As a conjure worker, I’m no stranger to people revealing that their innermost desire is to seek small-minded revenge on someone for some perceived wrong.  Usually, the preferred punishment is far out of proportion to the crime, having to do with a breakup, an undeserved promotion, an insult, or even someone not paying enough attention.  People (maybe most people) feel powerless and insignificant in their lives.  And if they have some kind of latent magical sensitivity but not a lot of confidence, they will seek out a conjure worker to help them get emotional satisfaction on a cruel world.

I understand and I listen to such requests without passing moral judgment.  Part of my job is to bring the client’s motivations and feelings into the light of truth where we can intelligently face them together.  Only then can we fix the situation.  This is the unpublicized part of being a spiritual worker in one’s community (even if that community is online). 

But sometimes the person has so much resentment, feels so belittled by the world, that she wants the power to subjugate everyone and everything: more money, more sex, more power, more revenge, more dominance.  This person has such a wounded ego, feels so wronged by life that she’ll never get enough.  When this happens, she doesn’t come to a sorcerer for work.  She wants to be the sorcerer.  And she falls prey to “dark fluff” occult marketing that seems to speak directly to her overblown desires.

In her lust for power, she’s blinded to the reality that 90% of the information in such texts is bullshit that comes from previously published, often lesser known, bullshit.  And therein lies the problem.  She’s receiving a cascade of dark-themed occultnik bullshit; she really wants it to be real; and she’s soon frustrated that she isn’t seeing results.  That’s usually when she comes slinking around to ask me or someone like me what I think of it because she’s worried that she missed a crucial step (or, gasp, that it is, in fact, utter BS).

Sure, everyone worries that all occult things are fake.  But this is not the sort of anxiety and doubt I’m writing about here.  I’m writing about predatory marketing that magnetizes and preys on the desperate emotions of people who have come to equate power with the ability to harm—because they feel powerless and harmed.  Certainly, I believe that paying back is a virtue and I am in no way against doing dark magic for justice and remediation.  There is a time to bless and a time to curse.  Knowing which is which is part of being a practitioner.  However, having a good BS detector is also essential. 

So how do you spot “dark fluff”?

The first thing I’m going to suggest is that you know yourself.  Self-honesty is very difficult.  Realizing that you feel small and injured and that you want revenge on a cruel world is a strong first step.  You don’t need to go to a spiritual advisor to have this degree of honesty but sometimes it helps.  An insightful stranger can often tell you hard truths that you can’t bare to admit to yourself.

The second thing would be to read widely.  This may mean that sometimes you will purchase occult books that turn out to be part of the BS cascade I mention above.  We all waste our money and time on a well-presented stinker now and then.  And the painful experience of realizing an author is offering you nothing of value is something we’ve all felt.  It’s an important feeling because it sharpens up your sense of what is and is not useful.

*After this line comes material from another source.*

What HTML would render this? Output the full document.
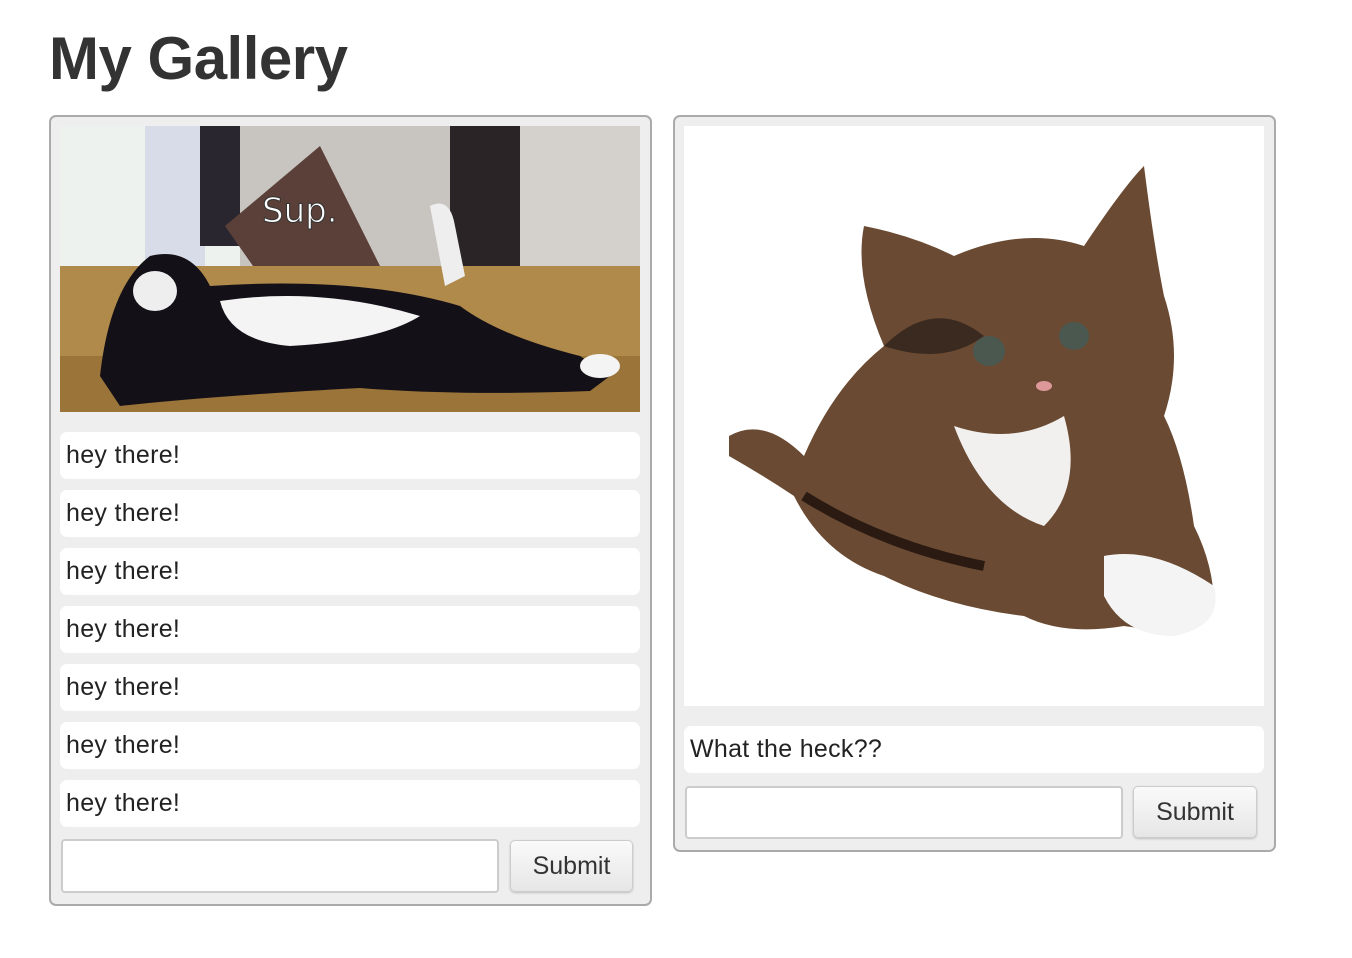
<!DOCTYPE html>
<html><head><meta charset="utf-8"><style>
*{box-sizing:border-box;margin:0;padding:0}
body{width:1352px;height:958px;background:#fff;font-family:"Liberation Sans",Arial,sans-serif;color:#333;position:relative;overflow:hidden}
h1{position:absolute;left:49px;top:24px;font-size:60px;font-weight:bold;color:#333;line-height:70px;letter-spacing:-0.5px}
.panel{position:absolute;background:#eee;border:2px solid #aaa;border-radius:7px}
.c{position:absolute;background:#fff;border-radius:7px;height:47px;font-size:25px;letter-spacing:0.3px;line-height:47px;padding-left:6px;color:#222}
.in{position:absolute;background:#fff;border:2px solid #ccc;border-radius:4px;height:54px}
.btn{position:absolute;background:linear-gradient(#fafafa,#e6e6e6);border:1px solid #ccc;border-radius:5px;box-shadow:0 1px 2px rgba(0,0,0,.2);font-size:25px;text-align:center;line-height:50px;height:52px;color:#333}
.img{position:absolute}
</style></head><body>
<h1>My Gallery</h1>
<div class="panel" style="left:49px;top:115px;width:603px;height:791px"></div>
<svg class="img" style="left:60px;top:126px" width="580" height="286" viewBox="0 0 580 286">
<rect width="580" height="286" fill="#eef2ee"/>
<rect x="85" y="0" width="60" height="140" fill="#d8dce8"/>
<rect x="140" y="0" width="40" height="120" fill="#2a2630"/>
<rect x="180" y="0" width="220" height="150" fill="#c8c4c0"/>
<rect x="390" y="0" width="70" height="180" fill="#2a2426"/>
<rect x="460" y="0" width="120" height="170" fill="#d4d0cc"/>
<polygon points="165,100 260,20 320,140 200,150" fill="#5a4038"/>
<rect x="0" y="140" width="580" height="146" fill="#b08a4a"/>
<rect x="0" y="230" width="580" height="56" fill="#9a7438"/>
<path d="M40 250 Q50 160 90 130 Q130 120 150 160 Q300 150 400 180 Q440 210 520 230 L550 250 L530 265 Q400 270 300 262 Q150 270 60 280 Z" fill="#141018"/>
<path d="M160 175 Q260 160 360 190 Q320 215 230 220 Q170 215 160 175Z" fill="#f4f4f4"/>
<path d="M370 80 Q390 70 395 100 L405 150 L385 160 Z" fill="#eee"/>
<ellipse cx="540" cy="240" rx="20" ry="12" fill="#f4f4f4"/>
<ellipse cx="95" cy="165" rx="22" ry="20" fill="#eee"/>
<text x="202" y="96" font-family="DejaVu Sans, sans-serif" font-size="34" fill="#fff" stroke="#333" stroke-width="1">Sup.</text>
</svg>
<div class="c" style="left:60px;top:432px;width:580px">hey there!</div>
<div class="c" style="left:60px;top:490px;width:580px">hey there!</div>
<div class="c" style="left:60px;top:548px;width:580px">hey there!</div>
<div class="c" style="left:60px;top:606px;width:580px">hey there!</div>
<div class="c" style="left:60px;top:664px;width:580px">hey there!</div>
<div class="c" style="left:60px;top:722px;width:580px">hey there!</div>
<div class="c" style="left:60px;top:780px;width:580px">hey there!</div>
<div class="in" style="left:61px;top:839px;width:438px"></div>
<div class="btn" style="left:510px;top:840px;width:123px">Submit</div>

<div class="panel" style="left:673px;top:115px;width:603px;height:737px"></div>
<svg class="img" style="left:684px;top:126px" width="580" height="580" viewBox="0 0 580 580">
<rect width="580" height="580" fill="#fff"/>
<path d="M45 310 Q80 290 120 330 Q150 260 200 220 Q170 150 180 100 Q230 110 270 130 Q340 100 400 120 Q440 60 460 40 Q470 120 480 170 Q500 230 480 290 Q500 330 510 400 Q530 440 530 480 Q500 510 440 500 Q380 510 340 490 Q260 480 200 450 Q140 430 110 370 Q80 350 45 330Z" fill="#6a4a32"/>
<path d="M270 300 Q330 320 380 290 Q400 360 360 400 Q300 380 270 300Z" fill="#f2f0ee"/>
<path d="M420 430 Q470 420 530 460 Q540 500 490 510 Q440 510 420 470Z" fill="#f4f4f4"/>
<path d="M200 220 Q260 240 300 210 Q250 170 200 220Z" fill="#3a2a20"/>
<ellipse cx="305" cy="225" rx="16" ry="15" fill="#4a5850"/>
<ellipse cx="390" cy="210" rx="15" ry="14" fill="#4a5850"/>
<ellipse cx="360" cy="260" rx="8" ry="5" fill="#d99"/>
<path d="M120 370 Q200 420 300 440" stroke="#2a1a12" stroke-width="10" fill="none"/>
</svg>
<div class="c" style="left:684px;top:726px;width:580px">What the heck??</div>
<div class="in" style="left:685px;top:786px;width:438px;height:53px"></div>
<div class="btn" style="left:1133px;top:786px;width:124px">Submit</div>
</body></html>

The third thing would be to look at the marketing around the book.  Does it talk about a secret tradition that you’ve never heard of, even in online forums?  Does it promise grandiose things, like becoming a living god, torturing your enemies to death, enslaving others, or calling up demons from fancifully named planes or dimensions that have no basis in historical occult literature?  Does it sound like (or even use language directly from) roleplaying games?  Does is present an overdone gothic aesthetic?  Does it seem like it was written in the tradition of “acausal Satanism” (i.e. The Order of the Nine Angles, a group whose vague Gnosticism has made room for many ill-conceived darkly fluffy occult groups and marketing schemes)?  Does it source the works or mythos of HP Lovecraft as if they were real without at least framing them as egregoric or chaos-magical constructions?  Does the author have a pen name out of bad fantasy fiction like “Severus Blackthorne” or something pseudo-Semitic like “Hassan ben Azazel”?  Does the work rely heavily (and usually indirectly, without documentation) on the works of Kenneth Grant, especially The Nightside of Eden, tossing around well-known names like Set, Belial, Samael, Lilith, Lucifer, and  Hekate?  Or, at the other extreme, completely made up “demons” that no one has ever heard of?  Not everything here will indicate “dark fluff” but as soon as you see it, your detector should start beeping.

                                           Not you.

The bottom line.

It’s good to seek power.  It’s good to take revenge when justice is due.  It’s good to pay back in like degree.  It’s also good to do magic, to seek out mysterious realities, states of mind, and uncover secrets.  Consensus culture (especially in the west) would have us believe that the only medium for having breakthroughs is STEM (science, technology, engineering, and mathematics).  But we know this isn’t the case.

When we truly realize that there is far more occult power in a Delta blues song about going down to the crossroads than in Baltar Venomblade’s Book of the Eternal Abyss, we know we’re making progress.  When we understand that marketing itself is a kind of mental magic that snares all of us from time to time, we can forgive our uninformed purchases of shit occult books and learn to find the good ones that will actually inspire, inform, and guide us further down the path of wisdom and capacity.